How Suite it is, Part II: in the air


So as you probably remember from part one, I was clutching my purse in the recesses of the first class lounge, waiting for my suites class flight to begin. At the appointed time, I made my way to the gate, where they guided me to a special entrance to the plane that was only for the suites passengers. I got to my cabin (it was a little like a mini train cabin or berth) and was a little surprised to discover that there was no great place to put my bags. The under-seat storage was too small, so I wedged it in an area next to my seat that would need to be vacated if I wanted to recline my seat. I didn’t worry overmuch about it though, as each of the staff came up to introduce themselves, addressing me by name and asking if there was anything I needed, anything at all, they would be happy to oblige.


I was at this point about to ask for perhaps a hand-job by a Brazilian male model or some cocaine, but they were already pouring me a glass of Dom Pérignon, so I made do with that. At first glance the individual cabins were quite impressive, with very comfortable leather seating with a facing seat with its own seatbelt, which I thought a little odd, especially because there was a sign over it saying it was not to be used during takeoff and landing. I guess that seat is just for when you have other well-heeled visitors (they would never allow the commoners in here) coming to chat with you about yachting or trust funds during the flight.

Then the cabin steward came up to inform me of some very upsetting news: Our flight would only be taking 4 hours and 45 minutes to reach Mumbai. I thought I would at least be getting 30 or 45 more minutes of luxury than that, and I have to admit to being a little disappointed. Much of what makes this class of service so special is the privacy and comfort of the cabin while sleeping, but I clearly wasn’t going to make them setup the whole bed thing for a 20 minute nap, even though the harridan in the berth behind me made them do exactly that. The length of the flight set the tone for a number of disappointments actually. It isn’t really worth setting up the bed, as I said, for one. And flights under 7 hours don’t get the super swank toiletries bag with the nice cologne in it. (I had received one on my previous flight, so really what was I going to do with two of them, but still I was crestfallen).

And even though I hadn’t paid full price for this, I imagined what I would be feeling if I had, and I started noticing everything that was wrong with the suite as my native OCD went into overdrive. There was no good place for my bag storage. The suite had a lot of dings and scratches all around, and some parts that didn’t close properly. The media system and control is positively antiquated. You can’t even connect your ipod/iphone to it to play your own music. The user interface is badly designed and clunky, the screen not very high rez. The usb charger stopped charging my phone about 10 times necessitating unplugging and replugging. The curvature and design of the walls of the suite was kinda clumsy (compare to ANA for example which was clean and elegant), and the veneers showing.

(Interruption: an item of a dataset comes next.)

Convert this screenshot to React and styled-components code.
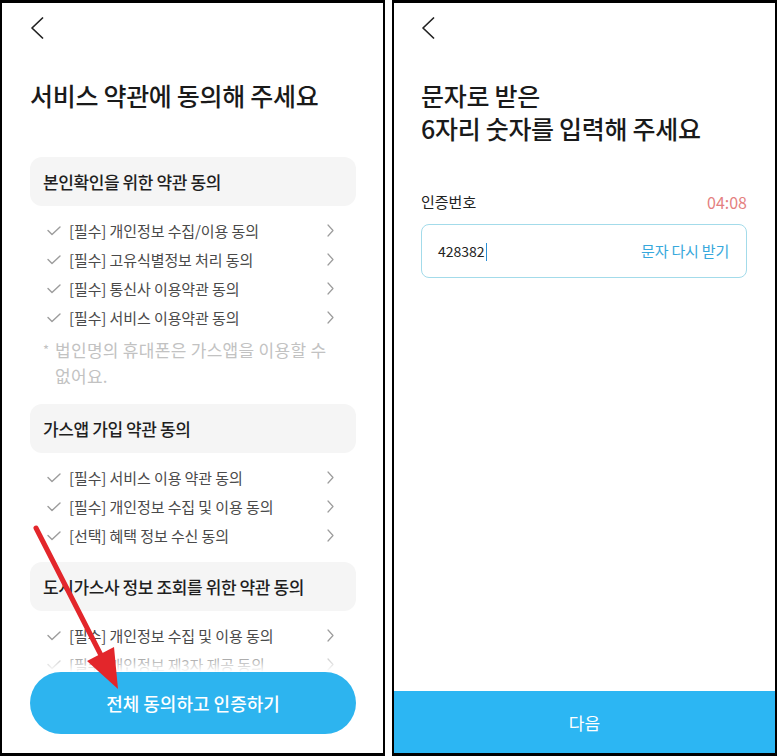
import styled, { createGlobalStyle } from 'styled-components'

const GlobalStyle = createGlobalStyle`
  html, body {
    margin: 0;
    padding: 0;
    background: #ffffff;
  }
  body {
    font-family: "Noto Sans CJK KR", "Noto Sans", sans-serif;
    color: #1d1d1d;
  }
`

const Page = styled.div`
  position: relative;
  width: 779px;
  height: 756px;
  display: flex;
  gap: 7px;
`

const Frame = styled.div`
  position: relative;
  box-sizing: border-box;
  width: 385px;
  height: 756px;
  border: 2px solid #000;
  border-top-width: 3px;
  border-bottom-width: 3px;
  background: #fff;
  display: flex;
  flex-direction: column;
  overflow: hidden;
`

const TopBar = styled.div`
  padding: 14px 0 0 ${({ $inset }) => $inset}px;
  height: 22px;
  color: #222;
`

const Title = styled.h1`
  margin: ${({ $top }) => $top}px 0 0;
  padding-left: ${({ $inset }) => $inset}px;
  font-size: 25px;
  line-height: ${({ $lh }) => $lh}px;
  font-weight: 500;
  letter-spacing: -0.3px;
  color: #1a1a1a;
`

const Scroll = styled.div`
  flex: 1;
  overflow: hidden;
  padding: 0 27px 0 28px;
`

const SectionBox = styled.div`
  margin-top: ${({ $top }) => $top}px;
  height: 49px;
  display: flex;
  align-items: center;
  padding-left: 13px;
  border-radius: 12px;
  background: #f5f5f5;
  font-size: 17px;
  font-weight: 500;
  letter-spacing: -0.4px;
  color: #1f1f1f;
`

const Items = styled.ul`
  list-style: none;
  margin: 10px 0 0;
  padding: 0;
`

const Item = styled.li`
  height: 29px;
  display: flex;
  align-items: center;
  padding-left: 17px;
  padding-right: 22px;
  font-size: 15px;
  color: #4a4a4a;
  letter-spacing: -0.1px;
  span {
    flex: 1;
    margin-left: 8px;
  }
`

const Note = styled.p`
  margin: 5px 0 15px;
  padding-left: 13px;
  display: flex;
  font-size: 17px;
  line-height: 26px;
  color: #c2c2c2;
  letter-spacing: 0.3px;
  b {
    font-weight: 400;
    width: 12px;
    flex: none;
    font-size: 13px;
  }
`

const Footer = styled.div`
  position: relative;
  padding: 0 27px 19px 28px;
  &::before {
    content: '';
    position: absolute;
    left: 0;
    right: 0;
    top: -22px;
    height: 22px;
    background: linear-gradient(rgba(255, 255, 255, 0.2), #fff);
  }
`

const PillButton = styled.button`
  display: block;
  width: 100%;
  height: 62px;
  border: 0;
  border-radius: 31px;
  background: #2db4ef;
  color: #fff;
  font-family: inherit;
  font-size: 18px;
  font-weight: 500;
  letter-spacing: 0;
`

const Form = styled.div`
  flex: 1;
  padding: 0 28px 0 27px;
`

const LabelRow = styled.div`
  margin-top: 46px;
  display: flex;
  justify-content: space-between;
  align-items: center;
  line-height: 22px;
  font-size: 15px;
  color: #222;
`

const Timer = styled.span`
  color: #e47f7f;
  font-size: 16px;
`

const InputBox = styled.div`
  margin-top: 11px;
  height: 54px;
  box-sizing: border-box;
  border: 1px solid #a3dbea;
  border-radius: 8px;
  display: flex;
  align-items: center;
  justify-content: space-between;
  padding: 0 17px 0 16px;
  font-size: 14px;
  color: #222;
`

const Caret = styled.i`
  display: inline-block;
  width: 1.5px;
  height: 18px;
  margin-left: 1px;
  vertical-align: -4px;
  background: #2a8fd6;
`

const Resend = styled.span`
  color: #37a8dc;
  font-size: 15px;
  letter-spacing: -0.2px;
`

const BarButton = styled.button`
  height: 62px;
  width: 100%;
  border: 0;
  background: #2cb6f3;
  color: #fff;
  font-family: inherit;
  font-size: 17px;
`

const Arrow = styled.svg`
  position: absolute;
  left: 0;
  top: 0;
  pointer-events: none;
`

const Back = () => (
  <svg width="14" height="22" viewBox="0 0 14 22" fill="none">
    <path d="M12.5 1 L2 11 L12.5 21" stroke="currentColor" strokeWidth="1.7" strokeLinecap="round" strokeLinejoin="round" />
  </svg>
)

const Check = () => (
  <svg width="14" height="10" viewBox="0 0 14 10" fill="none">
    <path d="M1 4.5 L5 8.5 L13 1" stroke="#9c9c9c" strokeWidth="1.4" strokeLinecap="round" strokeLinejoin="round" />
  </svg>
)

const Next = () => (
  <svg width="7" height="13" viewBox="0 0 7 13" fill="none">
    <path d="M1 1 L6 6.5 L1 12" stroke="#9c9c9c" strokeWidth="1.2" strokeLinecap="round" strokeLinejoin="round" />
  </svg>
)

const sections = [
  {
    title: '본인확인을 위한 약관 동의',
    top: 46,
    items: [
      '[필수] 개인정보 수집/이용 동의',
      '[필수] 고유식별정보 처리 동의',
      '[필수] 통신사 이용약관 동의',
      '[필수] 서비스 이용약관 동의',
    ],
    note: true,
  },
  {
    title: '가스앱 가입 약관 동의',
    top: 0,
    items: [
      '[필수] 서비스 이용 약관 동의',
      '[필수] 개인정보 수집 및 이용 동의',
      '[선택] 혜택 정보 수신 동의',
    ],
  },
  {
    title: '도시가스사 정보 조회를 위한 약관 동의',
    top: 12,
    items: ['[필수] 개인정보 수집 및 이용 동의', '[필수] 개인정보 제3자 제공 동의'],
  },
]

const App = () => {
  return (
    <Page>
      <GlobalStyle />
      <Frame>
        <TopBar $inset={28}>
          <Back />
        </TopBar>
        <Title $inset={28} $top={40} $lh={32}>
          서비스 약관에 동의해 주세요
        </Title>
        <Scroll>
          {sections.map((s) => (
            <div key={s.title}>
              <SectionBox $top={s.top}>{s.title}</SectionBox>
              <Items>
                {s.items.map((t) => (
                  <Item key={t}>
                    <Check />
                    <span>{t}</span>
                    <Next />
                  </Item>
                ))}
              </Items>
              {s.note && (
                <Note>
                  <b>*</b>
                  <span>
                    법인명의 휴대폰은 가스앱을 이용할 수
                    <br />
                    없어요.
                  </span>
                </Note>
              )}
            </div>
          ))}
        </Scroll>
        <Footer>
          <PillButton>전체 동의하고 인증하기</PillButton>
        </Footer>
      </Frame>
      <Frame>
        <TopBar $inset={27}>
          <Back />
        </TopBar>
        <Title $inset={27} $top={39.5} $lh={33}>
          문자로 받은
          <br />
          6자리 숫자를 입력해 주세요
        </Title>
        <Form>
          <LabelRow>
            <span>인증번호</span>
            <Timer>04:08</Timer>
          </LabelRow>
          <InputBox>
            <span>
              428382
              <Caret />
            </span>
            <Resend>문자 다시 받기</Resend>
          </InputBox>
        </Form>
        <BarButton>다음</BarButton>
      </Frame>
      <Arrow width="779" height="756" viewBox="0 0 779 756">
        <line x1="36" y1="528" x2="106" y2="665" stroke="#e3262b" strokeWidth="5" strokeLinecap="round" />
        <polygon points="118,689 114,647 87,661" fill="#e3262b" />
      </Arrow>
    </Page>
  )
}

export default App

The people and the service was something else though. There is absolutely nothing to reproach, they were without fail wonderful, helpful, and kind. I have rarely experienced service this good anywhere. I have absolutely no reservations about the quality of the service I received from the staff on board.

So to sum up everything:

1. I would not bother with this class of service unless you were going to get a full night’s sleep. It is just not worth it for anything under 8 hours. (Then again, if I had more money than god and a strong desire to waste it, as many of the other passengers must, what the hell.)

2. The suite itself is pretty cool but could use a redesign in the areas of media control, luggage storage, and maintenance/upkeep.

3. People service is impeccable with Singapore Air, but is almost as good in plain old cheapskate first class.